- AIM OF THE TASK
Go through the listing and set it down exactly, leaving out its pictures.
───── DATA BLOCK ─────
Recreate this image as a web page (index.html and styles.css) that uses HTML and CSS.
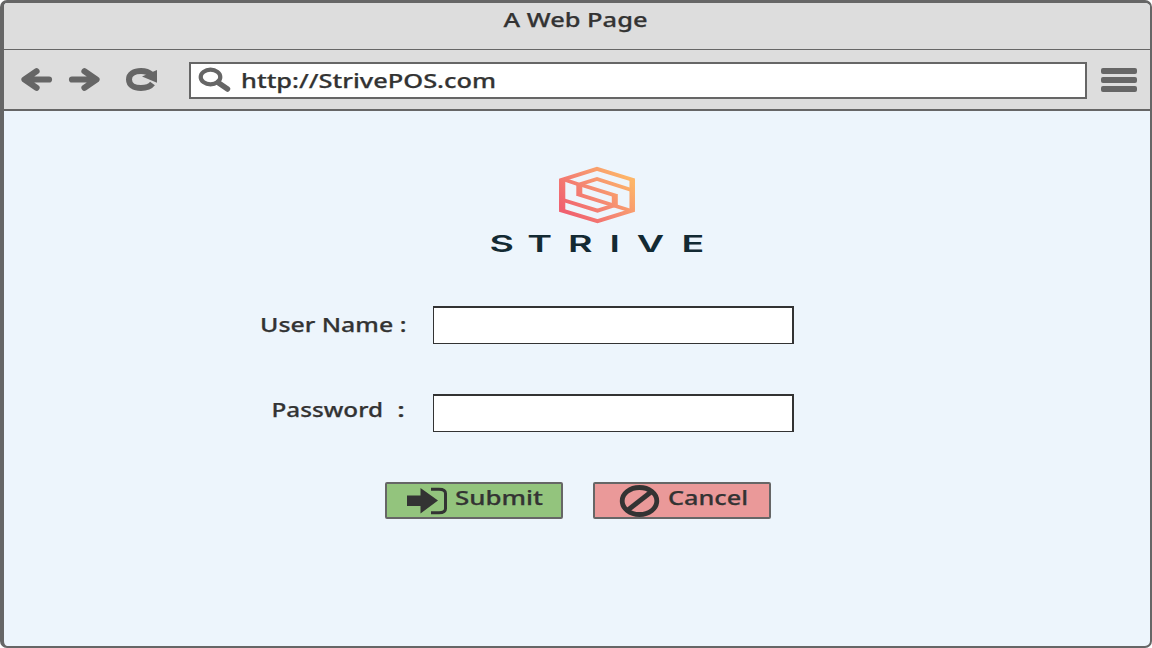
FILE: index.html
```
<!DOCTYPE html>
<html lang="en">
<head>
<meta charset="utf-8">
<title>A Web Page</title>
<link rel="stylesheet" href="styles.css">
</head>
<body>
<div class="window">
  <header class="titlebar">
    <svg class="label" width="148" height="30" viewBox="0 0 148 30"><text x="2.500" y="24" textLength="144" lengthAdjust="spacingAndGlyphs">A Web Page</text></svg>
  </header>
  <nav class="toolbar">
    <svg class="nav-icons" width="140" height="26" viewBox="20 67 140 26">
      <g fill="none" stroke="#666" stroke-width="6.200" stroke-linecap="round" stroke-linejoin="round">
        <path d="M49 79.500H26M36.500 71.300L24.500 79.500L36.500 87.700"/>
        <path d="M72 79.500H95M84.500 71.300L96.500 79.500L84.500 87.700"/>
      </g>
      <path d="M22 79.500L33.500 72V87ZM99 79.500L87.500 72V87Z" fill="#666"/>
      <path d="M152.500 83.500C149.500 87.500 145.500 88 141 88C134 88 129 85 129 79.500C129 74 134 71 141 71C145.500 71 149 72.300 151.500 74.500" fill="none" stroke="#666" stroke-width="6"/>
      <path d="M157 70V82.800L142 76.500Z" fill="#666"/>
    </svg>
    <div class="address">
      <svg width="34" height="26" viewBox="197 66 34 26" fill="none" stroke="#666">
        <ellipse cx="210.500" cy="77" rx="9.800" ry="7.300" stroke-width="4.200"/>
        <path d="M218 82.500L227.500 89" stroke-width="5.500" stroke-linecap="round"/>
      </svg>
      <svg class="label" width="270" height="30" viewBox="0 0 270 30"><text x="10" y="22" textLength="255" lengthAdjust="spacingAndGlyphs">http://StrivePOS.com</text></svg>
    </div>
    <div class="menu"><i></i><i></i><i></i></div>
  </nav>
  <main class="page">
    <svg class="logo" width="260" height="100" viewBox="468 164 260 100">
      <defs>
        <linearGradient id="warm" gradientUnits="userSpaceOnUse" x1="572" y1="219" x2="622" y2="171">
          <stop offset="0" stop-color="#f0606f"/><stop offset=".5" stop-color="#f58a72"/><stop offset="1" stop-color="#fdb568"/>
        </linearGradient>
      </defs>
      <g fill="none" stroke="url(#warm)" stroke-width="3.900">
        <path d="M561 180.200L597 168.900L633 180V210.200L597.500 221.100L561 210.200Z"/>
        <path d="M564 179.500L579 184.500L597 179L633 190.500"/>
        <path d="M579 184.500V194.500L630 210.500"/>
        <path d="M580 184.500L615 195.500V205L597.500 210.700L563 200"/>
        <path d="M562.300 180V210" stroke-width="6"/>
        <path d="M632.200 180V210" stroke-width="5.500"/>
        <path d="M579.300 183V196M614.800 194V207" stroke-width="6"/>
      </g>
      <text class="wordmark" transform="scale(1.6 1)" y="252" x="306 329.600 355 381 398 426">STRIVE</text>
    </svg>
    <form class="login">
      <div class="field">
        <svg class="label" width="180" height="38" viewBox="253 306 180 38"><text x="260" y="332" textLength="146.500" lengthAdjust="spacingAndGlyphs">User Name :</text></svg>
        <div class="input"></div>
      </div>
      <div class="field">
        <svg class="label" width="180" height="38" viewBox="253 394 180 38"><text x="271.500" y="417" textLength="111.500" lengthAdjust="spacingAndGlyphs">Password</text><text x="397" y="417" textLength="8" lengthAdjust="spacingAndGlyphs">:</text></svg>
        <div class="input"></div>
      </div>
      <div class="actions">
        <div class="button submit">
          <svg class="label" width="174" height="33" viewBox="387 484 174 33">
            <path d="M407 495.500H420.500V488L438 500.500L420.500 513.500V506H407Z" fill="#333"/>
            <path d="M431 489.200H439Q445.500 489.200 445.500 493.500V508.500Q445.500 512.800 439 512.800H431" fill="none" stroke="#333" stroke-width="3"/>
            <text x="455" y="505" textLength="88" lengthAdjust="spacingAndGlyphs">Submit</text>
          </svg>
        </div>
        <div class="button cancel">
          <svg class="label" width="174" height="33" viewBox="595 484 174 33">
            <ellipse cx="639.500" cy="501" rx="17.300" ry="13.500" fill="none" stroke="#333" stroke-width="4.800"/>
            <path d="M628 510L651 492" stroke="#333" stroke-width="4.800"/>
            <text x="668" y="505" textLength="80" lengthAdjust="spacingAndGlyphs">Cancel</text>
          </svg>
        </div>
      </div>
    </form>
  </main>
</div>
</body>
</html>
```
FILE: styles.css
```
* { box-sizing: border-box; }
body { margin: 0; background: #fff; }
svg { display: block; flex: none; }
.window {
  width: 1152px;
  height: 648px;
  border: solid #666;
  border-width: 3px 2px 2px 4px;
  border-radius: 7px;
  background: #edf5fc;
  overflow: hidden;
}
.label { font: 500 20.5px "Noto Sans", sans-serif; fill: #333; }
.label text { stroke: #333; stroke-width: .25px; }
.titlebar {
  height: 47px;
  padding-left: 497px;
  background: #ddd;
  border-bottom: 1px solid #666;
}
.toolbar {
  display: flex;
  height: 61px;
  padding: 12px 13px 0 16px;
  background: #ddd;
  border-bottom: 2px solid #666;
}
.nav-icons { margin-top: 5px; }
.address {
  display: flex;
  width: 898px;
  height: 37px;
  margin-left: 29px;
  padding: 2px 0 0 6px;
  border: 2px solid #666;
  background: #fff;
}
.menu {
  display: flex;
  flex-direction: column;
  gap: 3px;
  width: 36px;
  margin: 6px 0 0 14px;
}
.menu i { height: 6px; border-radius: 2px; background: #666; }
.page { padding-top: 53px; }
.logo { margin-left: 464px; overflow: visible; }
.wordmark { font: 600 23.5px Inter, sans-serif; fill: #132a33; }
.login { width: 545px; margin: 42px 0 0 249px; }
.field { display: flex; height: 38px; margin-bottom: 50px; }
.input { width: 361px; border: solid #333; border-width: 2px 2px 1px 1px; background: #fff; }
.actions { display: flex; gap: 30px; padding-left: 132px; }
.button { width: 178px; height: 37px; border: 2px solid #666; border-radius: 2px; }
.submit { background: #93c47d; }
.cancel { background: #ea9999; }
```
─────
- SOLUTION TO THIS EXERCISE
Recreate this image as a web page (index.html and styles.css) that uses HTML and CSS.
FILE: index.html
```
<!DOCTYPE html>
<html lang="en">
<head>
<meta charset="utf-8">
<title>A Web Page</title>
<link rel="stylesheet" href="styles.css">
</head>
<body>
<div class="window">
  <header class="titlebar">
    <svg class="label" width="148" height="30" viewBox="0 0 148 30"><text x="2.500" y="24" textLength="144" lengthAdjust="spacingAndGlyphs">A Web Page</text></svg>
  </header>
  <nav class="toolbar">
    <svg class="nav-icons" width="140" height="26" viewBox="20 67 140 26">
      <g fill="none" stroke="#666" stroke-width="6.200" stroke-linecap="round" stroke-linejoin="round">
        <path d="M49 79.500H26M36.500 71.300L24.500 79.500L36.500 87.700"/>
        <path d="M72 79.500H95M84.500 71.300L96.500 79.500L84.500 87.700"/>
      </g>
      <path d="M22 79.500L33.500 72V87ZM99 79.500L87.500 72V87Z" fill="#666"/>
      <path d="M152.500 83.500C149.500 87.500 145.500 88 141 88C134 88 129 85 129 79.500C129 74 134 71 141 71C145.500 71 149 72.300 151.500 74.500" fill="none" stroke="#666" stroke-width="6"/>
      <path d="M157 70V82.800L142 76.500Z" fill="#666"/>
    </svg>
    <div class="address">
      <svg width="34" height="26" viewBox="197 66 34 26" fill="none" stroke="#666">
        <ellipse cx="210.500" cy="77" rx="9.800" ry="7.300" stroke-width="4.200"/>
        <path d="M218 82.500L227.500 89" stroke-width="5.500" stroke-linecap="round"/>
      </svg>
      <svg class="label" width="270" height="30" viewBox="0 0 270 30"><text x="10" y="22" textLength="255" lengthAdjust="spacingAndGlyphs">http://StrivePOS.com</text></svg>
    </div>
    <div class="menu"><i></i><i></i><i></i></div>
  </nav>
  <main class="page">
    <svg class="logo" width="260" height="100" viewBox="468 164 260 100">
      <defs>
        <linearGradient id="warm" gradientUnits="userSpaceOnUse" x1="572" y1="219" x2="622" y2="171">
          <stop offset="0" stop-color="#f0606f"/><stop offset=".5" stop-color="#f58a72"/><stop offset="1" stop-color="#fdb568"/>
        </linearGradient>
      </defs>
      <g fill="none" stroke="url(#warm)" stroke-width="3.900">
        <path d="M561 180.200L597 168.900L633 180V210.200L597.500 221.100L561 210.200Z"/>
        <path d="M564 179.500L579 184.500L597 179L633 190.500"/>
        <path d="M579 184.500V194.500L630 210.500"/>
        <path d="M580 184.500L615 195.500V205L597.500 210.700L563 200"/>
        <path d="M562.300 180V210" stroke-width="6"/>
        <path d="M632.200 180V210" stroke-width="5.500"/>
        <path d="M579.300 183V196M614.800 194V207" stroke-width="6"/>
      </g>
      <text class="wordmark" transform="scale(1.6 1)" y="252" x="306 329.600 355 381 398 426">STRIVE</text>
    </svg>
    <form class="login">
      <div class="field">
        <svg class="label" width="180" height="38" viewBox="253 306 180 38"><text x="260" y="332" textLength="146.500" lengthAdjust="spacingAndGlyphs">User Name :</text></svg>
        <div class="input"></div>
      </div>
      <div class="field">
        <svg class="label" width="180" height="38" viewBox="253 394 180 38"><text x="271.500" y="417" textLength="111.500" lengthAdjust="spacingAndGlyphs">Password</text><text x="397" y="417" textLength="8" lengthAdjust="spacingAndGlyphs">:</text></svg>
        <div class="input"></div>
      </div>
      <div class="actions">
        <div class="button submit">
          <svg class="label" width="174" height="33" viewBox="387 484 174 33">
            <path d="M407 495.500H420.500V488L438 500.500L420.500 513.500V506H407Z" fill="#333"/>
            <path d="M431 489.200H439Q445.500 489.200 445.500 493.500V508.500Q445.500 512.800 439 512.800H431" fill="none" stroke="#333" stroke-width="3"/>
            <text x="455" y="505" textLength="88" lengthAdjust="spacingAndGlyphs">Submit</text>
          </svg>
        </div>
        <div class="button cancel">
          <svg class="label" width="174" height="33" viewBox="595 484 174 33">
            <ellipse cx="639.500" cy="501" rx="17.300" ry="13.500" fill="none" stroke="#333" stroke-width="4.800"/>
            <path d="M628 510L651 492" stroke="#333" stroke-width="4.800"/>
            <text x="668" y="505" textLength="80" lengthAdjust="spacingAndGlyphs">Cancel</text>
          </svg>
        </div>
      </div>
    </form>
  </main>
</div>
</body>
</html>
```
FILE: styles.css
```
* { box-sizing: border-box; }
body { margin: 0; background: #fff; }
svg { display: block; flex: none; }
.window {
  width: 1152px;
  height: 648px;
  border: solid #666;
  border-width: 3px 2px 2px 4px;
  border-radius: 7px;
  background: #edf5fc;
  overflow: hidden;
}
.label { font: 500 20.5px "Noto Sans", sans-serif; fill: #333; }
.label text { stroke: #333; stroke-width: .25px; }
.titlebar {
  height: 47px;
  padding-left: 497px;
  background: #ddd;
  border-bottom: 1px solid #666;
}
.toolbar {
  display: flex;
  height: 61px;
  padding: 12px 13px 0 16px;
  background: #ddd;
  border-bottom: 2px solid #666;
}
.nav-icons { margin-top: 5px; }
.address {
  display: flex;
  width: 898px;
  height: 37px;
  margin-left: 29px;
  padding: 2px 0 0 6px;
  border: 2px solid #666;
  background: #fff;
}
.menu {
  display: flex;
  flex-direction: column;
  gap: 3px;
  width: 36px;
  margin: 6px 0 0 14px;
}
.menu i { height: 6px; border-radius: 2px; background: #666; }
.page { padding-top: 53px; }
.logo { margin-left: 464px; overflow: visible; }
.wordmark { font: 600 23.5px Inter, sans-serif; fill: #132a33; }
.login { width: 545px; margin: 42px 0 0 249px; }
.field { display: flex; height: 38px; margin-bottom: 50px; }
.input { width: 361px; border: solid #333; border-width: 2px 2px 1px 1px; background: #fff; }
.actions { display: flex; gap: 30px; padding-left: 132px; }
.button { width: 178px; height: 37px; border: 2px solid #666; border-radius: 2px; }
.submit { background: #93c47d; }
.cancel { background: #ea9999; }
```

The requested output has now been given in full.